So far, even if implementing the above correctly would bring quite an engineering challenge to the table, there is nothing new or innovative. Nothing special that is required to be mentioned, other than framing and explaining the used technologies. Spanner provides support for read-only transactions without the need for locks, a feature not found in other database systems – at least if MVCC is not implemented. This is a significant improvement over 2PL, which requires objects to be locked before access. However, in the real world, large read-only transactions are common. Take the example of a database backup, which is a major read-only transaction that can span multiple petabytes in a globally-distributed database.
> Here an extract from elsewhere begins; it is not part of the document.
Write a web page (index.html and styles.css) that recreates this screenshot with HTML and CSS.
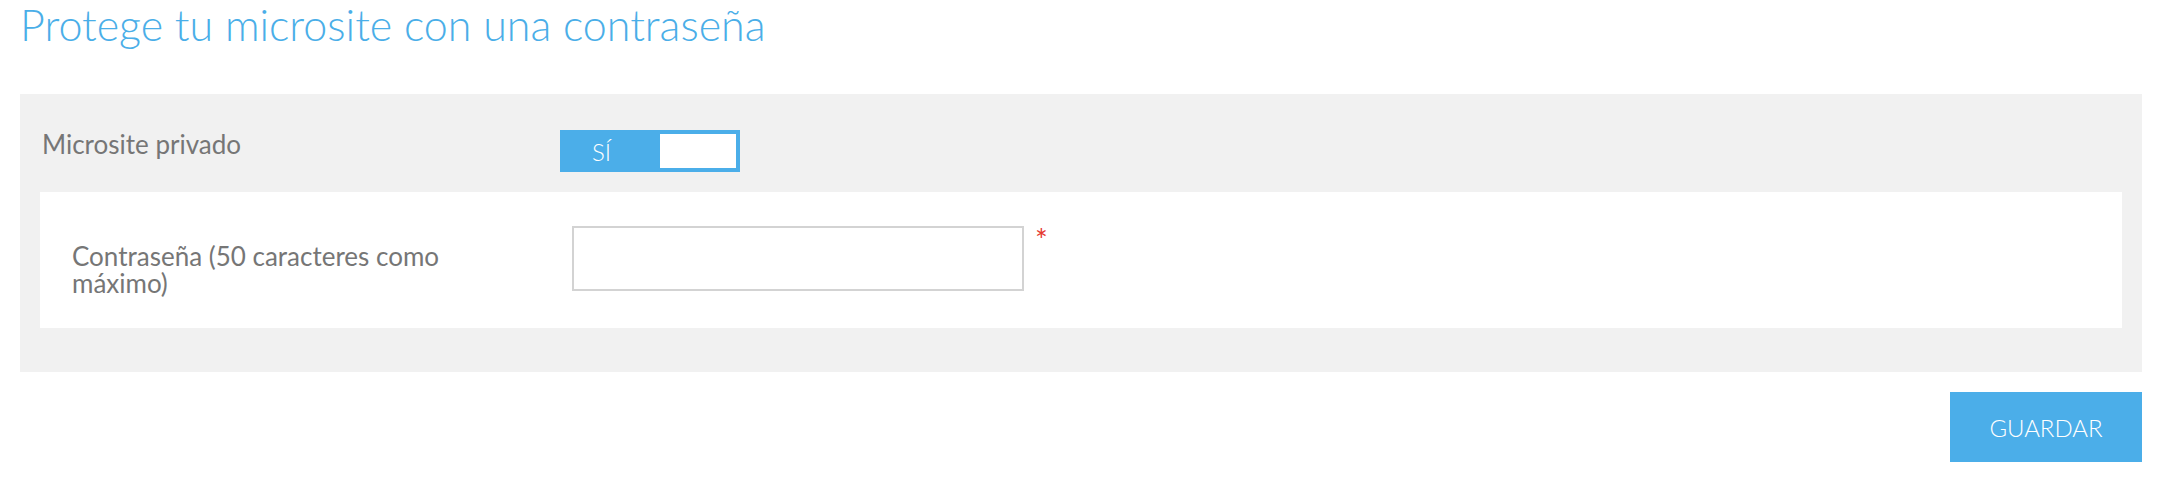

It is clear that users would not be happy about waiting for such a process to succeed. Imagine it fails and has to restart shortly after. A horrible scenario for every impatient user, if locks may be taken during that process. Spanner’s support for lock-free read-only transactions ensures that such processes can be carried out quickly and efficiently, enhancing user satisfaction and improving the overall performance of the system.
But, the really interesting part about Spanner is how it acquires said timestamps. 

Consistent Snapshots

First, let us establish what it means to have a consistent snapshot. To illustrate this, we can use the example of a large read-only transaction, for example a backup, and clarify the requirements for ensuring snapshot consistency   

What does it mean for a snapshot to be consistent? 

A read-only transaction will observe a consistent snapshot if: T_1 \rightarrow T_2. This means that if a consistent snapshot contains the effect of transaction  T_2, it must contain the cause T_1. So if T_1 happened before T_2 and we have a snapshot that contains the writes by T_2, it must also contain the writes mades by T_1. Likewise, if we see a snapshot that does not contain the writes made by T_2, is shall not contain the writes made by T_1. In other words, snapshots must be consistent with causality – hence the title of this blog. 

The above will be achieved by making use of MVCC.

True Time

Why do we need true time for a service like Google’s Spanner?

As any being interested in this subject matter will tell you: There is no free lunch in ultra large scale systems; most certainly, there cannot be a thing like a true time. Or maybe…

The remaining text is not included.